ちゃんとして仕様書が用意されてて、変更が少ないものを望みます。
ただそのやり方だと、コンテンツを作るという観点では適していません。
100人の中の1番を狙うのであれば、試行錯誤は必須になってきます。
作業分担のところでコンテンツ部分ばかり引き受けていると、作業が破たんしてしまうのでバランスが大事です。
ディレクターとかプランナーさんは、どこをコンテンツとして作成するか、どこをプロダクトとして作成するかを考えて作業割振りを作らないといけません。
そしてそのバランスで作成したら、市場にとってバリューがあるというめどを持って取り組まないといけないです。

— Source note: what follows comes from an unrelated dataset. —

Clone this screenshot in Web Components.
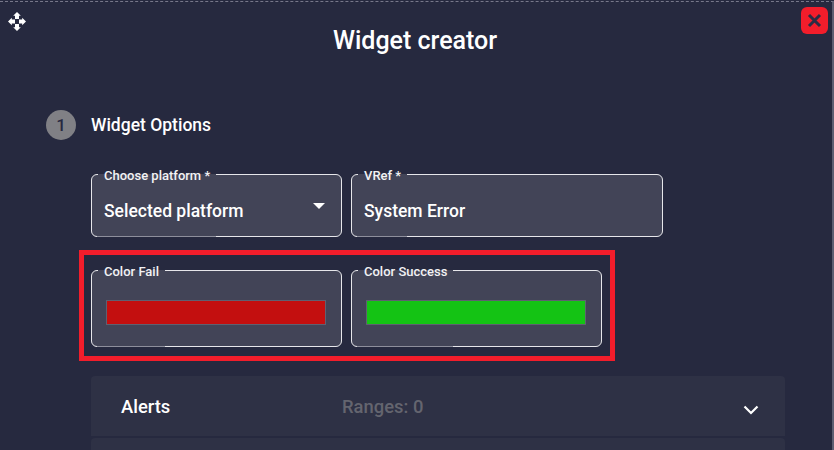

そのバランス取りがゲームデザインなのではないでしょうか。
働き方改革で今までよりもより計画的な制作体制が求められます。
コンテンツを作る部分だけを見ると、ブラックな印象が強まることが多いです。
それでも市場で価値を生み出すのであれば、こだわり所でしょう。
大事なのはその部分をちゃんとチーム員に説明することで、納得いくような内容であることでしょう。
黙っていてもわかってもらえる、という時代ではなくなってしまったのでちゃんとやらないとですね。